Era inevitabile. Al di là dei dettagli contrattuali credo che questo dimostri come c’è una soglia oltre la quale non si può spingere il lavoro umano. Amazon è una nuova forma di impresa nel senso che appartiene al capitalismo delle piattaforme. Quindi ha i propri flussi sempre più poggiati alla tecnologia. Un altro esempio di questo tipo è Ryanair. Entrambe sono modelli di business che hanno come punto di forza i prezzi bassi e come criticità la gestione delle risorse umane. Siamo quindi al secondo caso che conferma come il fattore umano, non solo dal punto di vista salariare, così compresso nella dimensione del senso non regge. È un primo segnale di un modello per produrre valore che si dimostra insostenibile.
L’azienda ha risposto ai sindacati dicendo che «I salari dei dipendenti di Amazon sono i più alti del settore della logistica e sono inclusi benefit come gli sconti per gli acquisti su Amazon.it, l'assicurazione sanitaria privata e assistenza medica privata». Che ne pensa?

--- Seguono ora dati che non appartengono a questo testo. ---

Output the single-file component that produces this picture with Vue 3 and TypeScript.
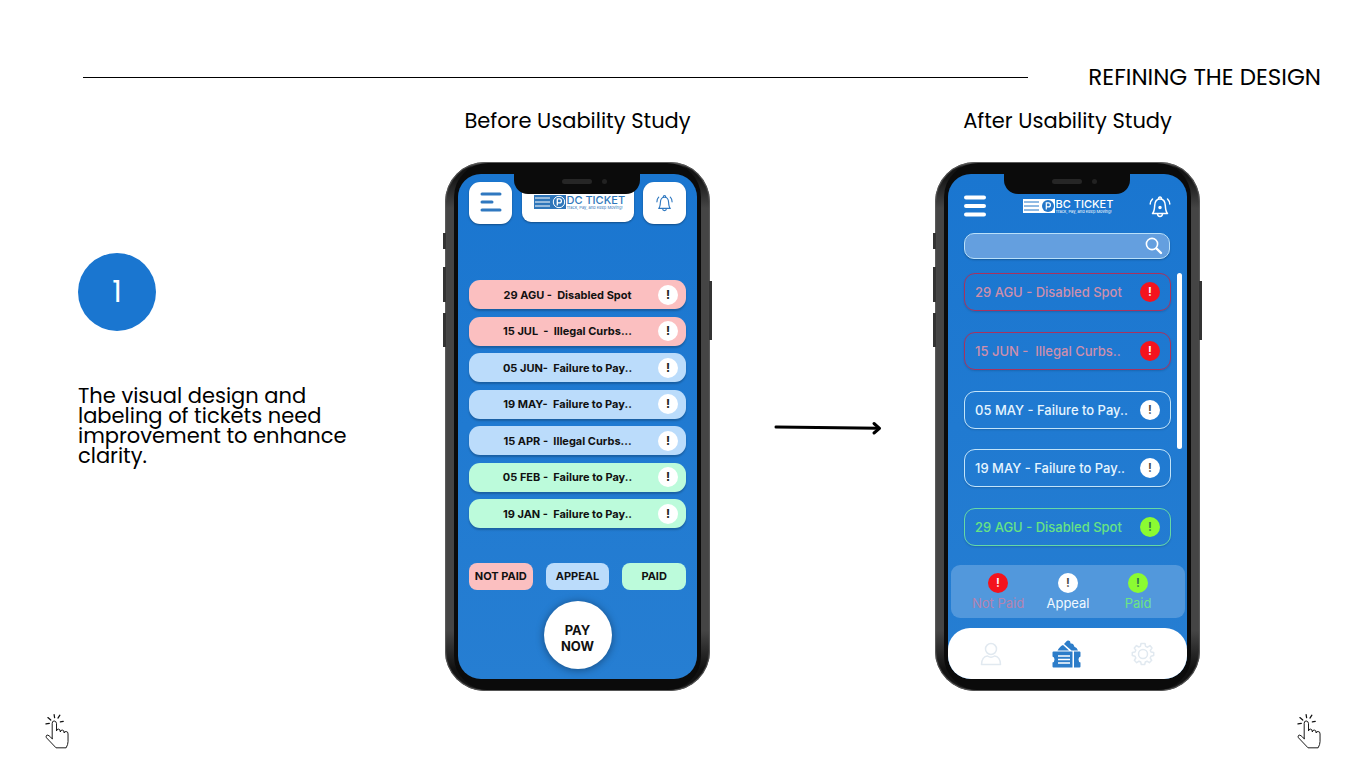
<script setup lang="ts">
type Status = 'unpaid' | 'appeal' | 'paid'

interface Ticket {
  label: string
  status: Status
}

const beforeTickets: Ticket[] = [
  { label: '29 AGU -  Disabled Spot', status: 'unpaid' },
  { label: '15 JUL  -  Illegal Curbs...', status: 'unpaid' },
  { label: '05 JUN-  Failure to Pay..', status: 'appeal' },
  { label: '19 MAY-  Failure to Pay..', status: 'appeal' },
  { label: '15 APR -  Illegal Curbs...', status: 'appeal' },
  { label: '05 FEB -  Failure to Pay..', status: 'paid' },
  { label: '19 JAN -  Failure to Pay..', status: 'paid' },
]

const beforeLegend: Ticket[] = [
  { label: 'NOT PAID', status: 'unpaid' },
  { label: 'APPEAL', status: 'appeal' },
  { label: 'PAID', status: 'paid' },
]

const afterTickets: Ticket[] = [
  { label: '29 AGU - Disabled Spot', status: 'unpaid' },
  { label: '15 JUN -  Illegal Curbs..', status: 'unpaid' },
  { label: '05 MAY - Failure to Pay..', status: 'appeal' },
  { label: '19 MAY - Failure to Pay..', status: 'appeal' },
  { label: '29 AGU - Disabled Spot', status: 'paid' },
]

const afterLegend: Ticket[] = [
  { label: 'Not Paid', status: 'unpaid' },
  { label: 'Appeal', status: 'appeal' },
  { label: 'Paid', status: 'paid' },
]
</script>

<template>
  <div class="slide">
    <header class="top">
      <div class="rule"></div>
      <h1>REFINING THE DESIGN</h1>
    </header>

    <main class="content">
      <section class="note">
        <div class="step">1</div>
        <p>The visual design and<br />labeling of tickets need<br />improvement to enhance<br />clarity.</p>
      </section>

      <section class="study">
        <h2>Before Usability Study</h2>
        <div class="phone">
          <i class="key key-mute"></i><i class="key key-up"></i><i class="key key-down"></i><i class="key key-power"></i>
          <div class="bezel">
            <div class="notch"><span class="speaker"></span><span class="camera"></span></div>
            <div class="screen screen-before">
              <div class="cards">
                <button class="card" type="button" aria-label="Menu">
                  <svg width="24" height="22" viewBox="0 0 24 22" fill="none" stroke="#2f78c0" stroke-width="3" stroke-linecap="round">
                    <path d="M3 2H21M3 10H13M3 18H21" />
                  </svg>
                </button>
                <div class="card-logo">
                  <div class="logo logo-dc">
                    <svg width="32" height="14" viewBox="0 0 32 14">
                      <rect width="32" height="14" fill="#2f76ba" />
                      <path d="M1 3H16M1 7H16M1 11H16" stroke="#fff" stroke-width="1" />
                      <circle cx="25" cy="7" r="5.700" fill="none" stroke="#fff" stroke-width="1" />
                      <path d="M23.300 10.500V3.900H25.400A2 2 0 0 1 25.400 7.900H23.300" fill="none" stroke="#fff" stroke-width="1.300" />
                    </svg>
                    <div class="brand"><strong>DC TICKET</strong><small>Track, Pay, and Keep Moving!</small></div>
                  </div>
                </div>
                <button class="card" type="button" aria-label="Notifications">
                  <svg width="17" height="18" viewBox="0 0 22 23" fill="none" stroke="#2f78c0" stroke-width="1.500" stroke-linecap="round" stroke-linejoin="round">
                    <path d="M3.500 18.500H18.500C16.600 16.700 16.500 14.500 16.300 10.500C16.100 6.300 14.300 4 11 4S5.900 6.300 5.700 10.500C5.500 14.500 5.400 16.700 3.500 18.500Z" />
                    <path d="M9.500 4C9.300 1.200 12.700 1.200 12.500 4M8.500 18.700C8.700 22.300 13.300 22.300 13.500 18.700M3.500 4C2 5.500 1.200 7 1.200 10M18.500 4C20 5.500 20.800 7 20.800 10" />
                  </svg>
                </button>
              </div>

              <ul class="list list-before">
                <li v-for="t in beforeTickets" :key="t.label">
                  <button type="button" class="ticket" :class="t.status">
                    <span class="ticket-text">{{ t.label }}</span><span class="badge">!</span>
                  </button>
                </li>
              </ul>

              <div class="legend-before">
                <span v-for="l in beforeLegend" :key="l.label" :class="l.status">{{ l.label }}</span>
              </div>
              <button class="pay" type="button">PAY<br />NOW</button>
            </div>
          </div>
        </div>
      </section>

      <div class="arrow">
        <svg width="108" height="16" viewBox="0 0 108 16" fill="none" stroke="#000" stroke-linecap="round" stroke-linejoin="round">
          <path d="M2 7L105 8.300" stroke-width="3" />
          <path d="M100 3.500L105.500 8.300L100 13" stroke-width="3" />
        </svg>
      </div>

      <section class="study">
        <h2>After Usability Study</h2>
        <div class="phone">
          <i class="key key-mute"></i><i class="key key-up"></i><i class="key key-down"></i><i class="key key-power"></i>
          <div class="bezel">
            <div class="notch"><span class="speaker"></span><span class="camera"></span></div>
            <div class="screen screen-after">
              <div class="bar">
                <button class="plain" type="button" aria-label="Menu">
                  <svg width="24" height="24" viewBox="0 0 24 24" fill="none" stroke="#fff" stroke-width="4" stroke-linecap="round">
                    <path d="M3 3.500H21M3 12H21M3 20.500H21" />
                  </svg>
                </button>
                <div class="logo logo-bc">
                  <svg width="32" height="14" viewBox="0 0 32 14">
                    <rect width="32" height="14" fill="#fff" />
                    <path d="M1 3H16M1 7H16M1 11H16" stroke="#2376c8" stroke-width="1" />
                    <circle cx="25" cy="7" r="6" fill="#2376c8" />
                    <path d="M23.300 10.500V3.900H25.400A2 2 0 0 1 25.400 7.900H23.300" fill="none" stroke="#fff" stroke-width="1.200" />
                  </svg>
                  <div class="brand"><strong>BC TICKET</strong><small>Track, Pay, and Keep Moving!</small></div>
                </div>
                <button class="plain" type="button" aria-label="Notifications">
                  <svg width="22" height="23" viewBox="0 0 22 23" fill="none" stroke="#fff" stroke-width="1.500" stroke-linecap="round" stroke-linejoin="round">
                    <path d="M3.500 18.500H18.500C16.600 16.700 16.500 14.500 16.300 10.500C16.100 6.300 14.300 4 11 4S5.900 6.300 5.700 10.500C5.500 14.500 5.400 16.700 3.500 18.500Z" />
                    <path d="M9.500 4C9.300 1.200 12.700 1.200 12.500 4M8.500 18.700C8.700 22.300 13.300 22.300 13.500 18.700M3.500 4C2 5.500 1.200 7 1.200 9M18.500 4C20 5.500 20.800 7 20.800 9" />
                    <circle cx="11" cy="12.500" r="1" fill="#fff" />
                  </svg>
                </button>
              </div>

              <div class="search">
                <input type="search" aria-label="Search tickets" />
                <svg width="18" height="18" viewBox="0 0 18 18" fill="none" stroke="#fff" stroke-linecap="round">
                  <circle cx="7" cy="7" r="5.600" stroke-width="1.600" />
                  <path d="M11.500 11.500L16 16" stroke-width="2.400" />
                </svg>
              </div>

              <div class="scroll-area">
                <ul class="list list-after">
                  <li v-for="(t, i) in afterTickets" :key="i">
                    <button type="button" class="outline" :class="t.status">
                      <span>{{ t.label }}</span><span class="badge">!</span>
                    </button>
                  </li>
                </ul>
                <div class="thumb"></div>
              </div>

              <div class="legend-after">
                <div v-for="l in afterLegend" :key="l.label" :class="l.status">
                  <span class="badge">!</span><span>{{ l.label }}</span>
                </div>
              </div>

              <nav class="tabs">
                <button class="plain" type="button" aria-label="Profile">
                  <svg width="22" height="24" viewBox="0 0 22 24" fill="none" stroke="#e1e9f0" stroke-width="1.500" stroke-linejoin="round">
                    <circle cx="11" cy="7" r="5.500" />
                    <path d="M1.500 22.500C1.500 17.500 4 14 7.500 14Q11 16.500 14.500 14C18 14 20.500 17.500 20.500 22.500Z" />
                  </svg>
                </button>
                <button class="plain" type="button" aria-label="Tickets">
                  <svg width="29" height="28" viewBox="0 0 29 28" fill="#2d7dc9">
                    <path d="M5.500 10.500Q8 6 11 5L17 10.500ZM12 4L15 .8Q16.500 -.2 18 1.200L18.600 3.600Q20.500 3.400 21.600 4.700L22.400 6.700Q25 7.500 26 10.500H19.500Z" />
                    <path d="M1.500 11.500H20.500V27.500H1.500Q.5 27.500 .5 26.500V22.500Q2.500 22 2.500 19.500T.5 16.500V12.500Q.5 11.500 1.500 11.500ZM22 11.500H27.500Q28.500 11.500 28.500 12.500V16.500Q26.500 17 26.500 19.500T28.500 22.500V26.500Q28.500 27.500 27.500 27.500H22Z" />
                    <path d="M6 16H18M6 19.500H18M6 23H18" stroke="#fff" stroke-width="1.300" />
                  </svg>
                </button>
                <button class="plain" type="button" aria-label="Settings">
                  <svg width="24" height="24" viewBox="0 0 24 24" fill="none" stroke="#e1e9f0" stroke-width="1.500" stroke-linejoin="round">
                    <circle cx="12" cy="12" r="4.500" />
                    <path d="M10 1.500H14L14.600 4.400L16.500 5.200L19 3.600L21 6L19.300 8.400L20 10L22.700 10.500V13.500L20 14.200L19.200 16L20.700 18.300L18.300 20.700L16 19.200L14.300 20L13.700 22.600H10.300L9.700 20L8 19.200L5.700 20.700L3.300 18.300L4.800 16L4 14.200L1.300 13.500V10.500L4 10L4.800 8.200L3.300 6L5.500 3.600L7.800 5L9.400 4.400Z" />
                  </svg>
                </button>
              </nav>
            </div>
          </div>
        </div>
      </section>
    </main>

    <footer class="hands">
      <svg v-for="n in 2" :key="n" width="24" height="37" viewBox="0 0 25 37" fill="none" stroke="#111" stroke-width="1" stroke-linecap="round" stroke-linejoin="round">
        <path d="M7.500 26V10Q7.500 7.500 9.500 7.500T12 10V18Q12 16 14 16T16 19Q16 17 18 17T20 20Q20 18.500 22 18.500T24 21V29Q24 32 22 35.500H11.500L1.500 25Q.5 23 2 22.300T7.500 26Z" />
        <path d="M9.500 1L10 4M15.500 1.500L13.500 4.500M3 4L6 6.500M1 10.500L4.500 10M16 8.500L19 8" stroke-width="1.300" />
      </svg>
    </footer>
  </div>
</template>

<style>
body {
  margin: 0;
  background: #fff;
}
</style>

<style scoped>
.slide {
  box-sizing: border-box;
  min-height: 100vh;
  display: flex;
  flex-direction: column;
  padding: 62px 45px 18px;
  background: #fff;
  color: #000;
  font-family: Poppins, Inter, "Liberation Sans", sans-serif;
}
h1, h2, p, ul {
  margin: 0;
  padding: 0;
}
button {
  font: inherit;
  color: inherit;
  border: 0;
  padding: 0;
  cursor: pointer;
}
svg {
  display: block;
  flex: none;
}
.top {
  display: flex;
  align-items: center;
  gap: 60px;
  padding-left: 38px;
}
.rule {
  flex: 1;
  height: 1px;
  background: #000;
}
h1, h2 {
  font-size: 23px;
  line-height: 30px;
  font-weight: 400;
  white-space: nowrap;
}
h2 {
  font-size: 21px;
}
.content {
  display: grid;
  grid-template-columns: 367fr 265px 225fr 265px;
  padding: 14px 121px 0 33px;
}
.note {
  padding-top: 147px;
}
.step {
  display: flex;
  align-items: center;
  justify-content: center;
  width: 78px;
  height: 78px;
  border-radius: 50%;
  background: #1a76d0;
  color: #fff;
  font-size: 30px;
}
.note p {
  margin-top: 55px;
  font-size: 21px;
  line-height: 20px;
}
.study {
  display: flex;
  flex-direction: column;
  align-items: center;
  gap: 26px;
}
.arrow {
  display: flex;
  justify-content: center;
  padding: 314px 0 0 10px;
}
.phone {
  position: relative;
  box-sizing: border-box;
  width: 100%;
  padding: 1px 9px;
  border-radius: 40px;
  background: linear-gradient(#555 0, #111 6px, #161616 16px, #454545 46px, #454545 calc(100% - 60px), #111 calc(100% - 22px), #151515 100%);
  box-shadow: inset 0 0 1px 1px #5c5c5c;
}
.bezel {
  position: relative;
  padding: 11px 4px;
  border-radius: 34px;
  background: #0b0b0b;
}
.key {
  position: absolute;
  left: -2px;
  width: 3px;
  background: #333;
}
.key-mute { top: 71px; height: 16px; }
.key-up { top: 105px; height: 35px; }
.key-down { top: 151px; height: 34px; }
.key-power { left: auto; right: -2px; top: 119px; height: 59px; }
.notch {
  position: absolute;
  z-index: 2;
  top: 8px;
  left: 60px;
  width: 126px;
  height: 23px;
  border-radius: 0 0 14px 14px;
  background: #0b0b0b;
}
.speaker {
  position: absolute;
  left: 48px;
  top: 8px;
  width: 30px;
  height: 5px;
  border-radius: 3px;
  background: #262626;
}
.camera {
  position: absolute;
  left: 88px;
  top: 8px;
  width: 5px;
  height: 5px;
  border-radius: 50%;
  background: #222;
}
.screen {
  display: flex;
  flex-direction: column;
  overflow: hidden;
  border-radius: 23px;
  background: linear-gradient(#1a76d0, #267ed2);
  font-family: Inter, "Liberation Sans", sans-serif;
}
.screen-before {
  padding: 8px 11px 10px;
}
.cards {
  display: flex;
  justify-content: space-between;
}
.card {
  display: flex;
  align-items: center;
  justify-content: center;
  width: 43px;
  height: 42px;
  border-radius: 11px;
  background: #fff;
  box-shadow: 0 1px 2px rgba(0, 0, 0, .35);
}
.card-logo {
  box-sizing: border-box;
  width: 112px;
  height: 40px;
  padding: 13px 0 0 12px;
  border-radius: 9px;
  background: #fff;
  box-shadow: 0 1px 2px rgba(0, 0, 0, .35);
}
.logo {
  display: flex;
  gap: 1px;
}
.logo-dc {
  color: #2f76ba;
}
.logo-bc {
  color: #fff;
}
.brand {
  display: flex;
  flex-direction: column;
}
.brand strong {
  font-size: 11px;
  line-height: 11px;
  font-weight: 500;
  white-space: nowrap;
}
.brand small {
  font-size: 4px;
  line-height: 4px;
  white-space: nowrap;
}
.list {
  display: flex;
  flex-direction: column;
  justify-content: space-between;
  list-style: none;
}
.list-before {
  height: 248px;
  margin-top: 56px;
}
.ticket {
  display: flex;
  align-items: center;
  width: 100%;
  height: 29px;
  padding: 0 8px;
  border-radius: 11px;
  color: #111;
  font-size: 11px;
  font-weight: 700;
  box-shadow: 0 2px 2px rgba(0, 0, 0, .22);
}
.ticket-text {
  flex: 1;
  text-align: center;
  white-space: pre;
}
.badge {
  display: flex;
  align-items: center;
  justify-content: center;
  flex: none;
  width: 20px;
  height: 20px;
  border-radius: 50%;
  background: #fff;
  color: #222;
  font-size: 12px;
  line-height: 20px;
  font-weight: 700;
}
.ticket.unpaid, .legend-before .unpaid { background: #fbbfc0; }
.ticket.appeal, .legend-before .appeal { background: #bbdcfb; }
.ticket.paid, .legend-before .paid { background: #bcfbdb; }
.legend-before {
  display: grid;
  grid-template-columns: repeat(3, 1fr);
  gap: 13px;
  margin-top: 35px;
}
.legend-before span {
  border-radius: 8px;
  color: #111;
  text-align: center;
  font-size: 11px;
  line-height: 27px;
  font-weight: 700;
  white-space: nowrap;
}
.pay {
  align-self: center;
  width: 68px;
  height: 68px;
  margin-top: 11px;
  padding-top: 6px;
  border-radius: 50%;
  background: #fff;
  color: #111;
  font-size: 13px;
  line-height: 16px;
  font-weight: 700;
  box-shadow: 0 1px 8px rgba(0, 0, 0, .4);
}
.screen-after {
  padding-top: 20px;
}
.plain {
  background: none;
}
.bar {
  display: flex;
  align-items: center;
  justify-content: space-between;
  height: 24px;
  padding: 0 16px 0 15px;
}
.search {
  box-sizing: border-box;
  display: flex;
  align-items: center;
  height: 26px;
  margin: 15px 17px 0 16px;
  padding-right: 6px;
  border: 1px solid #b9e0fa;
  border-radius: 10px;
  background: #649fdf;
  box-shadow: 0 1px 2px rgba(0, 0, 0, .25);
}
.search input {
  flex: 1;
  min-width: 0;
  border: 0;
  padding: 0 8px;
  background: none;
  color: #fff;
  font: inherit;
  font-size: 13px;
  outline: 0;
}
.scroll-area {
  display: flex;
  gap: 6px;
  margin-top: 14px;
  padding: 0 5px 0 16px;
}
.list-after {
  flex: 1;
  height: 273px;
}
.outline {
  box-sizing: border-box;
  display: flex;
  align-items: center;
  justify-content: space-between;
  width: 100%;
  height: 38px;
  padding: 0 10px;
  border: 1px solid;
  border-radius: 11px;
  background: none;
  font-size: 13px;
  font-weight: 500;
  white-space: pre;
  box-shadow: 0 1px 2px rgba(0, 0, 0, .15);
}
.outline.unpaid { border-color: #a8325f; color: #cf8fac; }
.outline.appeal { border-color: #c3e4fa; color: #e6f5ff; }
.outline.paid { border-color: #65d9a5; color: #67e384; }
.outline .badge, .legend-after .badge {
  font-weight: 600;
}
.outline.unpaid .badge, .legend-after .unpaid .badge { background: #f4131d; color: #fff; }
.outline.appeal .badge, .legend-after .appeal .badge { background: #fff; color: #444; }
.outline.paid .badge, .legend-after .paid .badge { background: #8bfb32; color: #2d7050; }
.thumb {
  width: 5px;
  height: 176px;
  border-radius: 3px;
  background: #fff;
}
.legend-after {
  display: grid;
  grid-template-columns: repeat(3, 70px);
  justify-content: center;
  height: 53px;
  margin: 19px 2px 0 3px;
  border-radius: 9px;
  background: #5298dc;
}
.legend-after div {
  display: flex;
  flex-direction: column;
  align-items: center;
  padding-top: 8px;
  font-size: 13px;
  line-height: 20px;
}
.legend-after .unpaid { color: #b583b0; }
.legend-after .appeal { color: #f0f8ff; }
.legend-after .paid { color: #6ee483; }
.tabs {
  display: flex;
  align-items: center;
  justify-content: space-between;
  height: 51px;
  margin-top: 10px;
  padding: 0 32px;
  border-radius: 22px 22px 0 0;
  background: #fff;
}
.hands {
  display: flex;
  justify-content: space-between;
  margin-top: auto;
}
</style>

Mi incuriosisce molto il fatto che parte della retribuzione stia nei buoni di acquisto su Amazon. Il welfare aziendale dovrebbe essere profilato sui bisogni del dipendente. Ripeto: il lavoro non è solo giusto compenso. È anche quello. Ma c’è molto altro.
Che altro c’è?
Il vero problema è che la tecnologia in potenza dovrebbe essere e in parte è una cosa positiva. Ma solo se potenziare la dimensione umana. Invece assistiamo al contrario. A un lavoro che diventa mera routine parametrato solo su un modello economico. Quando questo parametro economico non è soddisfacente fa saltare tutto. Serve una dimensione di senso in cui le persone si realizzino. Anche perché la realtà dimostra che questa parte non è comprimibile.
Sul lungo periodo questo conflitto com’è destinato a comporsi?
È un fenomeno destinato a esplodere generando una nuova classe di operai e manovali a basso costo che si accontenterà di queste condizioni perché di fatto non ha alternative. Un sistema basato su una distopia che comprime le persone e genera valore sulla tecnologia. Per altro in regime quasi di monopolio come nel caso di Amazon.
I sindacati, che tutto ad un tratto, non sembrano più così desueti non possono fare nulla?
Il sindacato è chiamato a giocare una partita diversa. Lo ripeto: non si tratta solo di rivendicare il giusto salario. Perché un giusto salario in un lavoro che mortifica la persona non è un traguardo. Non si risolve con i soldi, con 5 euro in più all’ora, il tema del senso. Il problema è che la ricchezza per essere prodotta ha sempre meno bisogno dei lavoratori e più dei consumatori. Bisogna proprio cambiare il modello di business. Dietro a questo sistema però ci siamo noi con la bava alla bocca per il Black Friday. Ecco perché penso che la vera battaglia, la partita da giocare, e la politica più potente è quella fatta con il portafogli. Andate a vedervi la piattaforma di Leonardo Becchetti Eye On Buy. Avere la coscienza e la percezione che quando compriamo su Amazon alimentiamo un certo tipo di modello economico è fondamentale. È quella la via, anche per i sindacati.